• Set problem: Give, as a bare number, the count of lines that contain the word "Output".

• Material provided:
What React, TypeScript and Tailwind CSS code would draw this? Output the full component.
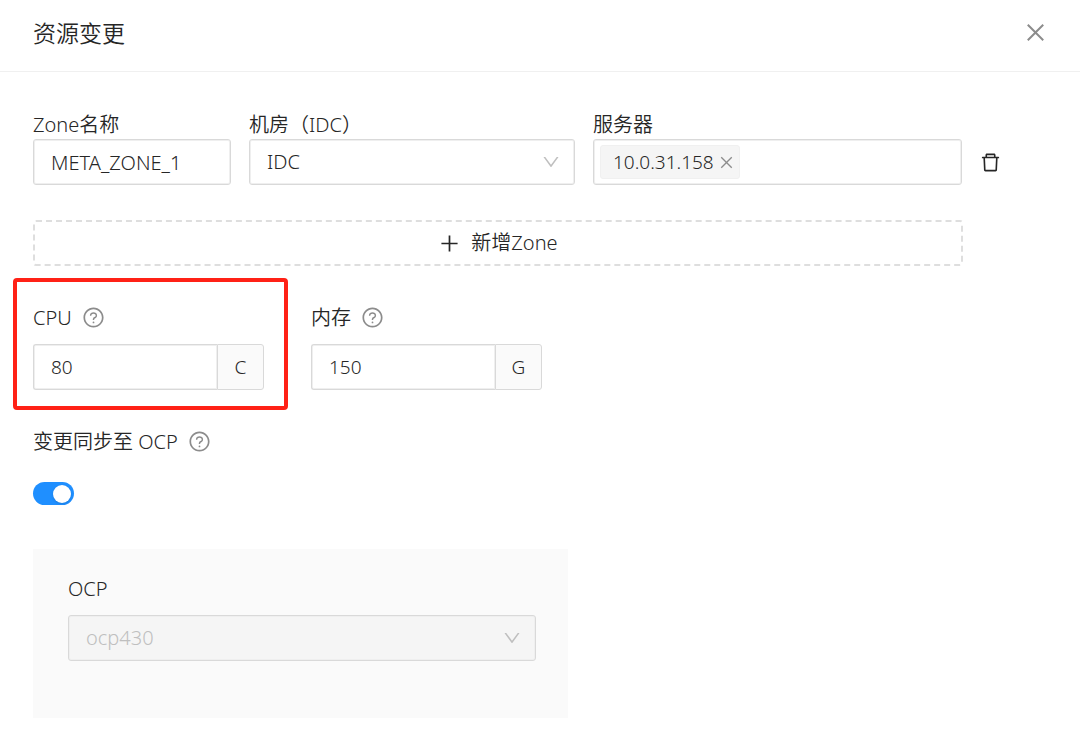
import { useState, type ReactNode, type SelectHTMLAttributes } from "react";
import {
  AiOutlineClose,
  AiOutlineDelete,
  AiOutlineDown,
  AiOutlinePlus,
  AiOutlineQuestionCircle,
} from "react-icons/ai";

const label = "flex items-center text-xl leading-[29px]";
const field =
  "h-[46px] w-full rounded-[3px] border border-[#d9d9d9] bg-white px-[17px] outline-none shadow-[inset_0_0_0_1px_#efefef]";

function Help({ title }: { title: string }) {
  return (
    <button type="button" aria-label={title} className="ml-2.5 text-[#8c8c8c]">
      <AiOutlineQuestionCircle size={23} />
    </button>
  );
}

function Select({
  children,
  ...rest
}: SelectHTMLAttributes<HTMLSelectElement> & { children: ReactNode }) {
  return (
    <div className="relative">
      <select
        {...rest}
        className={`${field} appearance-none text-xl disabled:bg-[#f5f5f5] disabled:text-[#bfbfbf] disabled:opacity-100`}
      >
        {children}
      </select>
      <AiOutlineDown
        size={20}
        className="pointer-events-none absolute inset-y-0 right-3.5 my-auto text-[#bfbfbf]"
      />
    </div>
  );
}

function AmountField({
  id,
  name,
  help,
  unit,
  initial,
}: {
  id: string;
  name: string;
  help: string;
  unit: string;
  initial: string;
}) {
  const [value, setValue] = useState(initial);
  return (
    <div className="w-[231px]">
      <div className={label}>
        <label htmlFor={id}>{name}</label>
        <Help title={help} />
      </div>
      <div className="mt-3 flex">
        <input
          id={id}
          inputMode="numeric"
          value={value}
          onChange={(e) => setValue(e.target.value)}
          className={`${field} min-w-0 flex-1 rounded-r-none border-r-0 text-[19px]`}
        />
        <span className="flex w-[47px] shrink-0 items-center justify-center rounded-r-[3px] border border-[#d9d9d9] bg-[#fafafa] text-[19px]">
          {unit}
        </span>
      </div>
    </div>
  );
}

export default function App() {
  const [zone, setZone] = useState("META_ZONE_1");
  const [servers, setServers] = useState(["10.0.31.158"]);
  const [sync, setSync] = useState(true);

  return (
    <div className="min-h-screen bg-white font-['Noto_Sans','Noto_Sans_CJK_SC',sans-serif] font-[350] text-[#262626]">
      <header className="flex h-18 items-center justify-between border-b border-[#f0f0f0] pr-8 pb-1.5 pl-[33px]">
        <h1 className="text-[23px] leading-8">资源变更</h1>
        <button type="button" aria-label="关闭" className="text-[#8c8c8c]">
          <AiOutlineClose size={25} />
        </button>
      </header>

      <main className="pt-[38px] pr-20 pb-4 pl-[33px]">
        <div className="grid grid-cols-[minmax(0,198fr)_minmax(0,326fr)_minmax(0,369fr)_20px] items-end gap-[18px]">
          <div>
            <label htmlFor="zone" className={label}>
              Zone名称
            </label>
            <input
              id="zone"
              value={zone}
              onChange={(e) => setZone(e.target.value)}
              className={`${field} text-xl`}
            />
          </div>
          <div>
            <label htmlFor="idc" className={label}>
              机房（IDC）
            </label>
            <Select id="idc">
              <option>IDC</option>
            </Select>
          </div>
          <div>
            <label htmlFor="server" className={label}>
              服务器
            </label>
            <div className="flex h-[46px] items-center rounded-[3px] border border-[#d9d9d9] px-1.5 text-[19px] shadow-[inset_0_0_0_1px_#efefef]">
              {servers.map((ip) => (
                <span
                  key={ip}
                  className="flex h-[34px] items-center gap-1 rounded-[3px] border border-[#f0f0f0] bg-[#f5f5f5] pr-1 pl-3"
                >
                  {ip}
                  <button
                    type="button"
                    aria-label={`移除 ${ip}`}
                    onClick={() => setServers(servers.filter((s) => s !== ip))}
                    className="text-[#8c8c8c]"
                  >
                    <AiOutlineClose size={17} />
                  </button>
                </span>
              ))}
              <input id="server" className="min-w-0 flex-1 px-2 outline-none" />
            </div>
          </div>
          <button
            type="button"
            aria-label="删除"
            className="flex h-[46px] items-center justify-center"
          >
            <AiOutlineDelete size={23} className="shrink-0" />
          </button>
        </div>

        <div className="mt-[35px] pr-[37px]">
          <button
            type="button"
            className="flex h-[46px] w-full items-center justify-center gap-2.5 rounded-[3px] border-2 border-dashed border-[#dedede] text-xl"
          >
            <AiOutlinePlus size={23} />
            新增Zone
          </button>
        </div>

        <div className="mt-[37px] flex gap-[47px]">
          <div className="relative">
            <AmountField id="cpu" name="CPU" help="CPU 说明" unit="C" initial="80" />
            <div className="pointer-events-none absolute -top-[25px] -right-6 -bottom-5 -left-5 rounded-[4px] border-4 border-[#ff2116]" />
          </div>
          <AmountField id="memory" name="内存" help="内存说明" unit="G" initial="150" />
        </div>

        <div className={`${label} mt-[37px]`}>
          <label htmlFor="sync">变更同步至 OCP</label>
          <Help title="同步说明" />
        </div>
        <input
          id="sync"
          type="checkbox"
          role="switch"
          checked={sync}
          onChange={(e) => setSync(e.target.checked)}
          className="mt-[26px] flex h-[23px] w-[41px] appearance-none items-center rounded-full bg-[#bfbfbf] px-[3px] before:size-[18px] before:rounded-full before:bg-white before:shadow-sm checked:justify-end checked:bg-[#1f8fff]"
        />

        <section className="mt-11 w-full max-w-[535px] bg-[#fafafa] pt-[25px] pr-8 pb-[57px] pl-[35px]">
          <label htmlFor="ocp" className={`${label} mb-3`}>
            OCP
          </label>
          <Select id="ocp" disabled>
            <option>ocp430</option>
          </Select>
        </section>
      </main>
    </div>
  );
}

---

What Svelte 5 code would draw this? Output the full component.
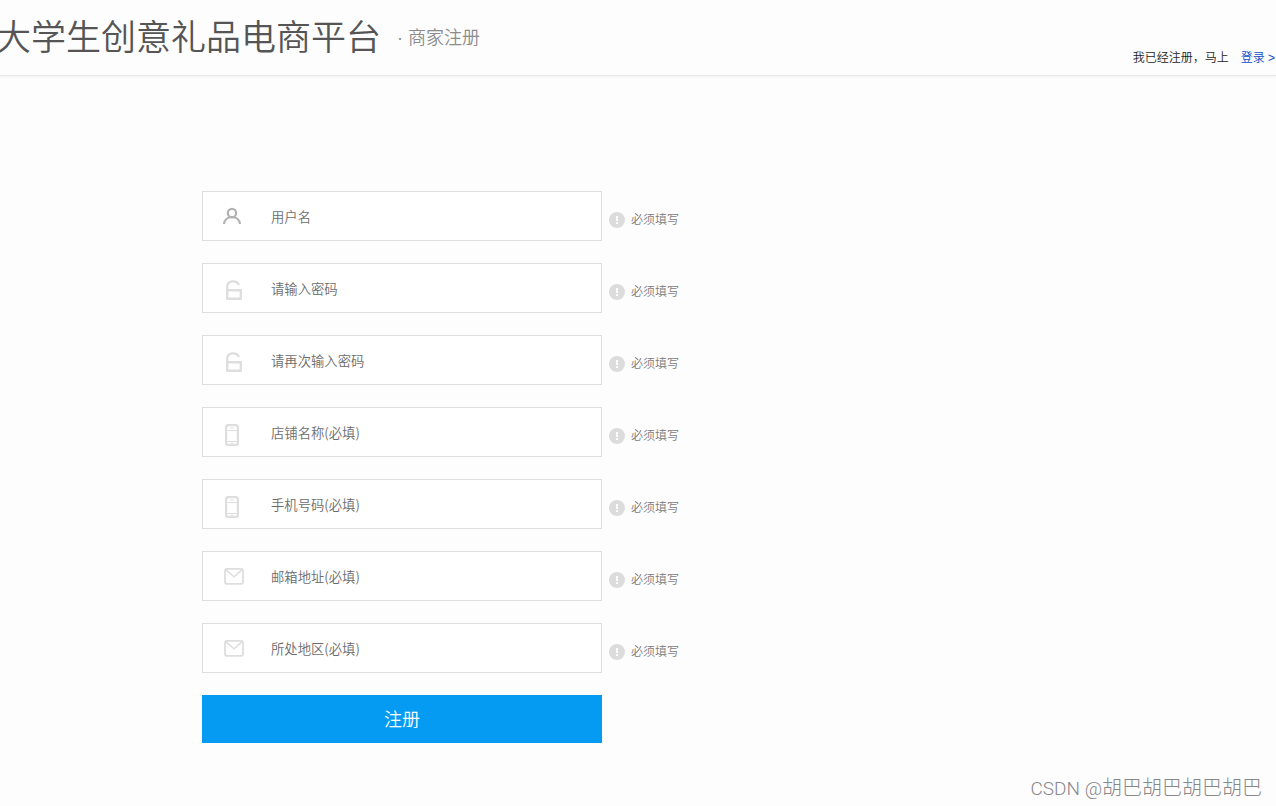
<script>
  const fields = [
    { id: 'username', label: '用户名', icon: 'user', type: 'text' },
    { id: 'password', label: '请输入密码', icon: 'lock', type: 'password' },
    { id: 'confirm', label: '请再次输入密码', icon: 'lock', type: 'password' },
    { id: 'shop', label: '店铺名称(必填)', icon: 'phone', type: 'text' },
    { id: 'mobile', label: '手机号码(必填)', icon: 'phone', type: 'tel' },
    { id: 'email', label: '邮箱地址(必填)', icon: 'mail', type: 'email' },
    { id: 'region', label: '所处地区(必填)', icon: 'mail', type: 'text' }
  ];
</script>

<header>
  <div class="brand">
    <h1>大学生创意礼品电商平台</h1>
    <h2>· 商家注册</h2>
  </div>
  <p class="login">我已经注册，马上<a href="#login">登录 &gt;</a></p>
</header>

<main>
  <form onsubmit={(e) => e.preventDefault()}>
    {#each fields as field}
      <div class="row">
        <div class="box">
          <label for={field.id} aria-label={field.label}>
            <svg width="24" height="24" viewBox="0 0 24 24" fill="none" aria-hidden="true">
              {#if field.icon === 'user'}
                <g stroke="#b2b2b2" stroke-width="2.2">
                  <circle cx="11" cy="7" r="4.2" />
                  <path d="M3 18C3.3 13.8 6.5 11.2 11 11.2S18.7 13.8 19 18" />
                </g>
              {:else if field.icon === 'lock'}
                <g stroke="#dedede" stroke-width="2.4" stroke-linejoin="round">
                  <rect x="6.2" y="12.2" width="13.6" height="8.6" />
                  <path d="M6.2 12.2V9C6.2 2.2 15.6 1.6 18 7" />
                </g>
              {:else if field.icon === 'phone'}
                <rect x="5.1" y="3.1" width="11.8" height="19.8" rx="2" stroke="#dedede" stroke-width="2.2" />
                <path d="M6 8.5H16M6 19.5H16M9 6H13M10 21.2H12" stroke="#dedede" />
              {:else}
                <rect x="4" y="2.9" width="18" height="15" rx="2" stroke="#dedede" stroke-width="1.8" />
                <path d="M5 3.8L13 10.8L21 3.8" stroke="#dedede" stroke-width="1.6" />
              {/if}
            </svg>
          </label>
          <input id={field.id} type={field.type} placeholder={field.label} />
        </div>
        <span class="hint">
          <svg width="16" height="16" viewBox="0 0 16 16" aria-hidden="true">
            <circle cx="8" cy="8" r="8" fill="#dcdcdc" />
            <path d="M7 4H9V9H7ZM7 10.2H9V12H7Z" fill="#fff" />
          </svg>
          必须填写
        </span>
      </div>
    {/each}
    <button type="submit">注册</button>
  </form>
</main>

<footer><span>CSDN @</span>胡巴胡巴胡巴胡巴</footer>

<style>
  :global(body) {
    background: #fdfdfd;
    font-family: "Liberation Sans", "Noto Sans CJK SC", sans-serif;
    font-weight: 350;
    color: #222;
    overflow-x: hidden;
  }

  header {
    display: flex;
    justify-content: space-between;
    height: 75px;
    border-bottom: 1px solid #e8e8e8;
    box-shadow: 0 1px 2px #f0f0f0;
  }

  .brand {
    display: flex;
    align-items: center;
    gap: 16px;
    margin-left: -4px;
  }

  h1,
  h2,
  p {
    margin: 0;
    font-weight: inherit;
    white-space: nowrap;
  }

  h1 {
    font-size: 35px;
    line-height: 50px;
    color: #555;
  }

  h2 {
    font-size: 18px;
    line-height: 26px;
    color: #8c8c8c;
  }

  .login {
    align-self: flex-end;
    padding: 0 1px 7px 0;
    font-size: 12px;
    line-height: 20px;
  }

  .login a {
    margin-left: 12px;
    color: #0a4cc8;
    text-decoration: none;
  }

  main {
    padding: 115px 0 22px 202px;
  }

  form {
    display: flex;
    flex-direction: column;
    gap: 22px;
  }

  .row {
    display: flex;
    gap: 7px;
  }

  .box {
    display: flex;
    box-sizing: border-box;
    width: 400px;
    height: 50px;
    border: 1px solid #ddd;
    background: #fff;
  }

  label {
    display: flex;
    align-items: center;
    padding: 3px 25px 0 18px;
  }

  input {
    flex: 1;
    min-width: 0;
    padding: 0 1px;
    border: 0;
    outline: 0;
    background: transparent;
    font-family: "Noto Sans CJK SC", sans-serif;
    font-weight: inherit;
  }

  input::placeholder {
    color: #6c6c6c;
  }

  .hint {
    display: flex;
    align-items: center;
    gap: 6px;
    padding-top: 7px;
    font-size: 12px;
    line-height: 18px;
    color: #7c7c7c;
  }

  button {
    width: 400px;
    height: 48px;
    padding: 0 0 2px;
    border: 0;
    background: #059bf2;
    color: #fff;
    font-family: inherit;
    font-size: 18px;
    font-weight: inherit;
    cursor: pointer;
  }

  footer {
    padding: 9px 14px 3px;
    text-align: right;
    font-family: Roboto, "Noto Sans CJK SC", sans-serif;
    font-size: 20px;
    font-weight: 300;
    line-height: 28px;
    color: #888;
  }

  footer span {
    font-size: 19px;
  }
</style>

--

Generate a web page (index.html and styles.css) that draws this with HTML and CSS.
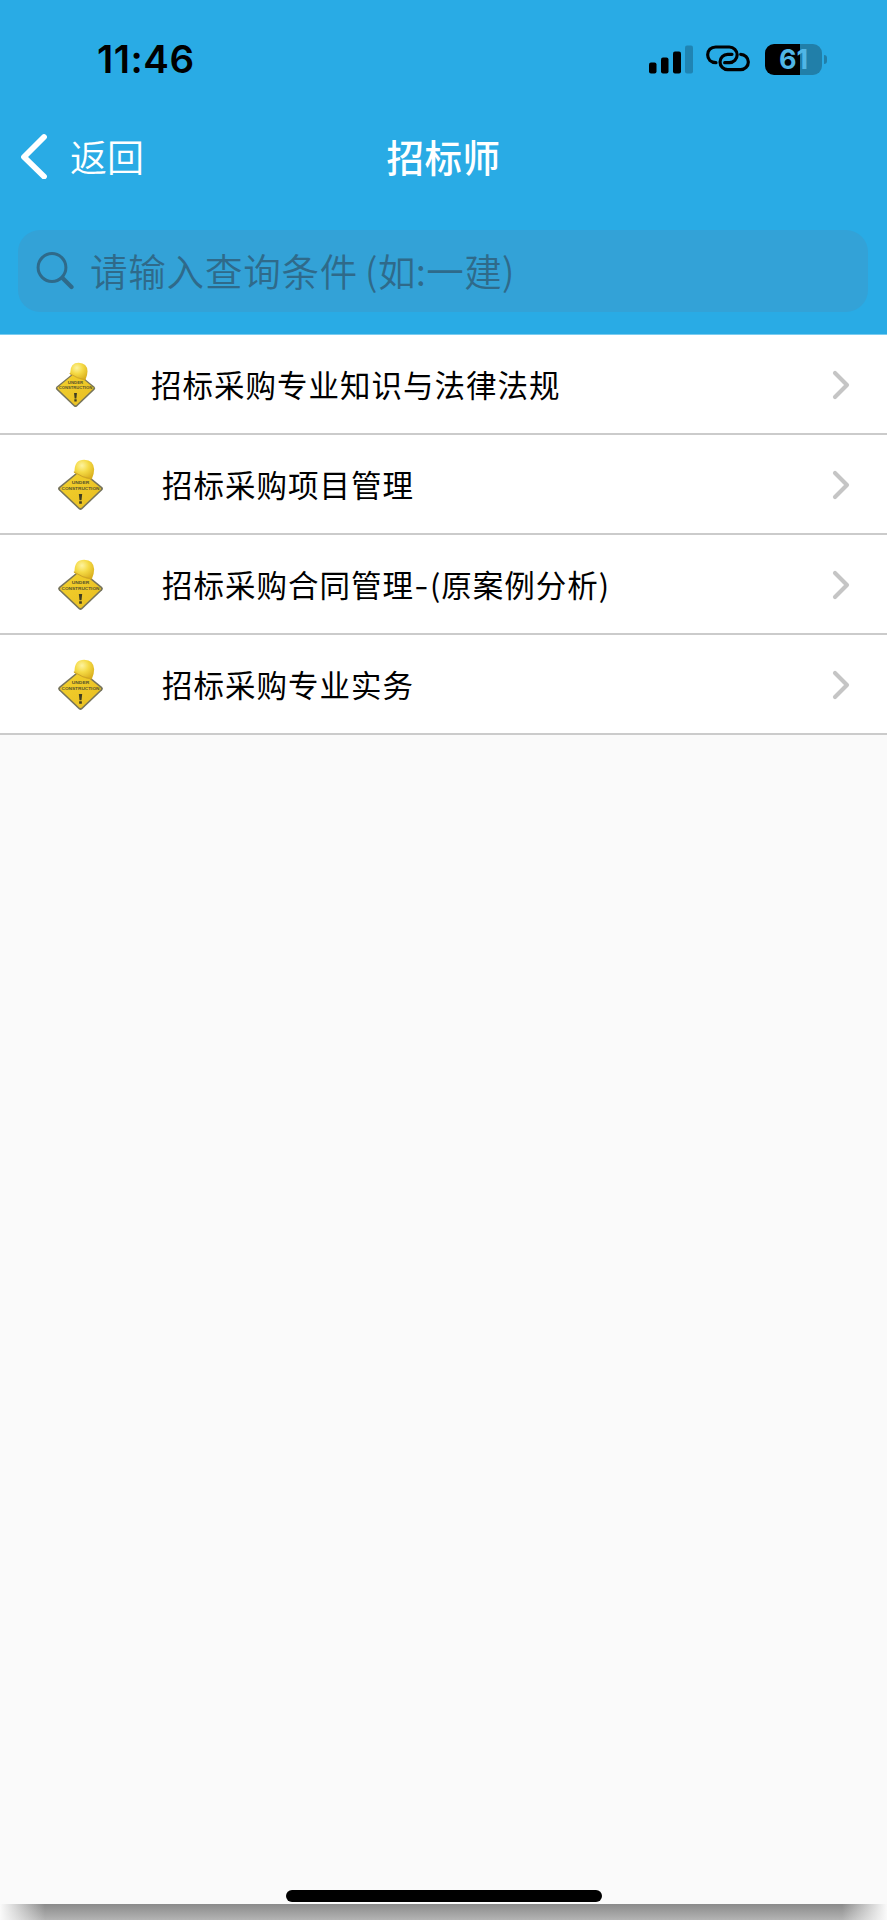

• Exercise result: 2